* GOAL:
Take the lines from the beginning of the material through the line containing "const redBox = 'absolute" and retype them exactly, leaving the pictures out.

——

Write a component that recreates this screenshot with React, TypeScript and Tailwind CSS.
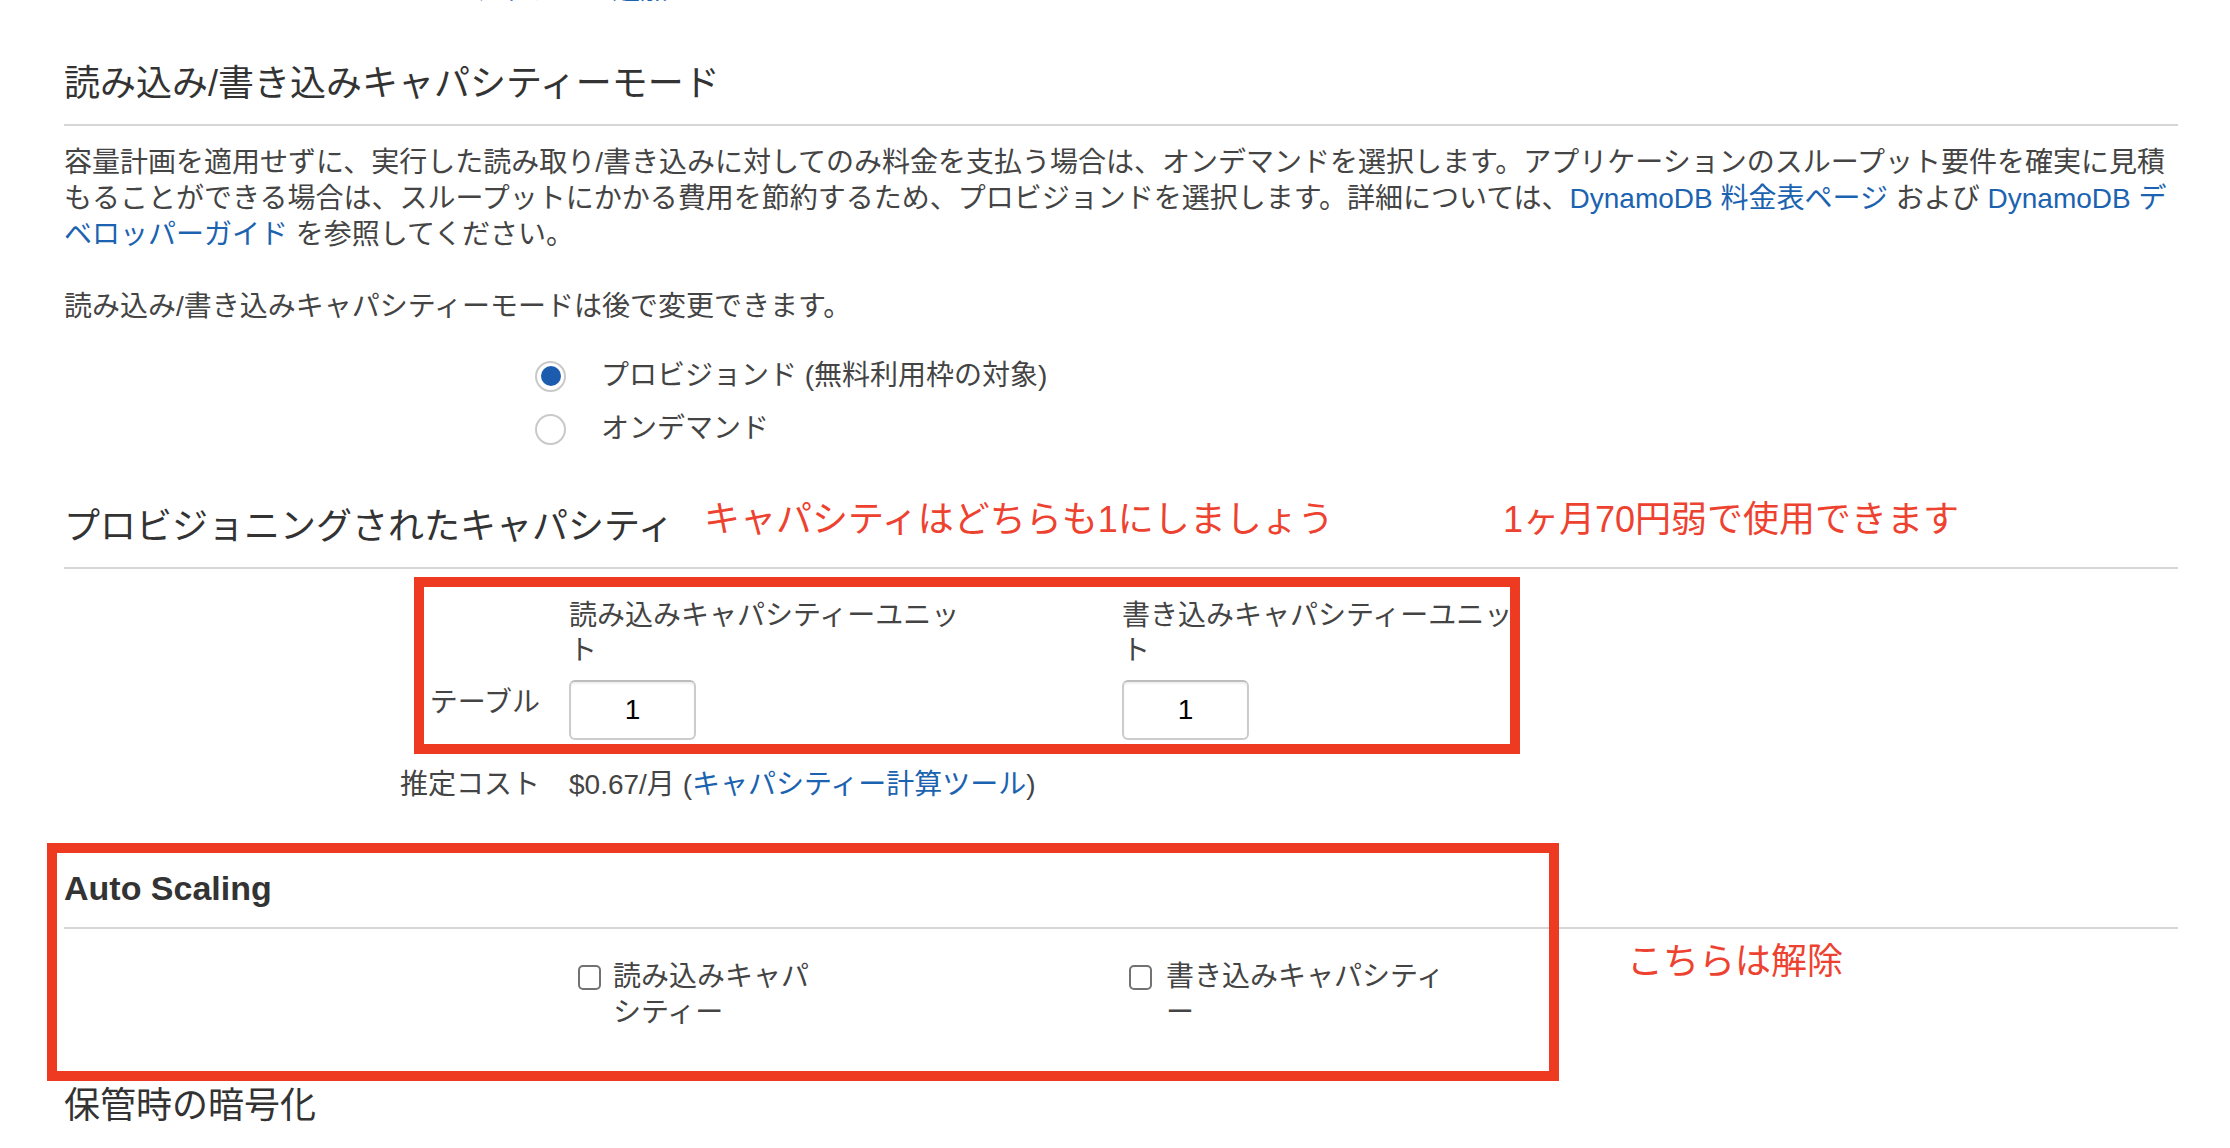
import React from 'react';

const link = 'text-[#1b63b0]';
const redText = 'text-[#ee4230]';
const redBox = 'absolute border-[10px] border-[#ef3a22] pointer-events-none';

const Radio: React.FC<{ checked?: boolean }> = ({ checked }) => (
  <span className="flex h-[31px] w-[31px] shrink-0 items-center justify-center rounded-full border-2 border-[#c9c9c9] bg-white">
    {checked && <span className="h-[20px] w-[20px] rounded-full bg-[#1c5caf]" />}
  </span>
);

const Checkbox: React.FC = () => (
  <span className="mt-[6px] block h-[25px] w-[23px] shrink-0 rounded-[5px] border-2 border-[#727272] bg-white" />
);

const NumberBox: React.FC<{ value: string }> = ({ value }) => (
  <div className="flex h-[60px] w-[127px] items-center justify-center rounded-[6px] border-2 border-[#cccccc] border-t-[#bdbdbd] bg-white text-[28px] text-black shadow-[inset_0_2px_2px_rgba(0,0,0,0.06)]">
    {value}
  </div>
);

export default function App() {
  return (
    <div className="relative min-h-[1148px] w-full overflow-hidden bg-white font-['Liberation_Sans','Noto_Sans_CJK_JP',sans-serif] text-[#444]">
      <div className="pl-[64px] pr-[52px]">
        {/* clipped link from the section above */}
        <div className="h-[4px] overflow-hidden">
          <span className={`-mt-[28px] ml-[353px] block text-[28px] leading-[36px] ${link}`}>インデックスの追加</span>
        </div>

        <h2 className="mt-[60px] border-b-2 border-[#d6d6d6] pb-[20px] text-[36px] leading-[40px] text-[#333]">
          読み込み/書き込みキャパシティーモード
        </h2>

        <p className="mt-[19px] whitespace-nowrap text-[28px] leading-[36px]">
          容量計画を適用せずに、実行した読み取り/書き込みに対してのみ料金を支払う場合は、オンデマンドを選択します。アプリケーションのスループット要件を確実に見積
          <br />
          もることができる場合は、スループットにかかる費用を節約するため、プロビジョンドを選択します。詳細については、
          <span className={link}>DynamoDB 料金表ページ</span> および <span className={link}>DynamoDB デ</span>
          <br />
          <span className={link}>ベロッパーガイド</span> を参照してください。
        </p>

        <p className="mt-[36px] text-[28px] leading-[36px]">読み込み/書き込みキャパシティーモードは後で変更できます。</p>

        <div className="ml-[471px] mt-[33px] flex flex-col gap-[17px] text-[28px]">
          <label className="flex h-[36px] items-center gap-[35px]">
            <Radio checked />
            <span>プロビジョンド (無料利用枠の対象)</span>
          </label>
          <label className="flex h-[36px] items-center gap-[35px]">
            <Radio />
            <span>オンデマンド</span>
          </label>
        </div>

        <div className="mt-[60px] flex h-[62px] items-start border-b-2 border-[#d6d6d6]">
          <div className="flex h-[40px] items-center">
            <span className="w-[640px] text-[36px] leading-[40px] text-[#333]">プロビジョニングされたキャパシティ</span>
            <span className={`mb-[14px] w-[799px] text-[36px] leading-[40px] ${redText}`}>キャパシティはどちらも1にしましょう</span>
            <span className={`mb-[14px] text-[36px] leading-[40px] ${redText}`}>1ヶ月70円弱で使用できます</span>
          </div>
        </div>

        <div className="mt-[29px] grid grid-cols-[476px_524px_420px] gap-x-[29px] text-[28px]">
          <div />
          <div className="w-[400px] leading-[35px]">読み込みキャパシティーユニット</div>
          <div className="w-[400px] leading-[35px]">書き込みキャパシティーユニット</div>

          <div className="mt-[12px] pt-[5px] text-right leading-[36px]">テーブル</div>
          <div className="mt-[12px]">
            <NumberBox value="1" />
          </div>
          <div className="mt-[12px]">
            <NumberBox value="1" />
          </div>

          <div className="mt-[27px] text-right leading-[36px]">推定コスト</div>
          <div className="col-span-2 mt-[27px] whitespace-nowrap leading-[36px]">
            $0.67/月 (<span className={link}>キャパシティー計算ツール</span>)
          </div>
        </div>

        <h3 className="mt-[65px] border-b-2 border-[#d6d6d6] pb-[19px] text-[34px] font-bold leading-[40px] text-[#333]">
          Auto Scaling
        </h3>

        <div className="mt-[30px] flex pl-[514px] text-[28px] leading-[36px]">
          <label className="flex w-[551px] items-start gap-[12px]">
            <Checkbox />
            <span className="w-[210px]">読み込みキャパシティー</span>
          </label>
          <label className="flex items-start gap-[14px]">
            <Checkbox />
            <span className="w-[290px]">書き込みキャパシティー</span>
          </label>
        </div>

        <h2 className="mt-[55px] text-[36px] leading-[40px] text-[#333]">保管時の暗号化</h2>
      </div>

      {/* annotations */}
      <div className={`${redBox} left-[414px] top-[577px] h-[177px] w-[1106px]`} />
      <div className={`${redBox} left-[47px] top-[843px] h-[238px] w-[1512px]`} />
      <span className={`absolute left-[1627px] top-[942px] text-[36px] leading-[40px] ${redText}`}>こちらは解除</span>
    </div>
  );
}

——

* RESULT BELOW:
Write a component that recreates this screenshot with React, TypeScript and Tailwind CSS.
import React from 'react';

const link = 'text-[#1b63b0]';
const redText = 'text-[#ee4230]';
const redBox = 'absolute border-[10px] border-[#ef3a22] pointer-events-none';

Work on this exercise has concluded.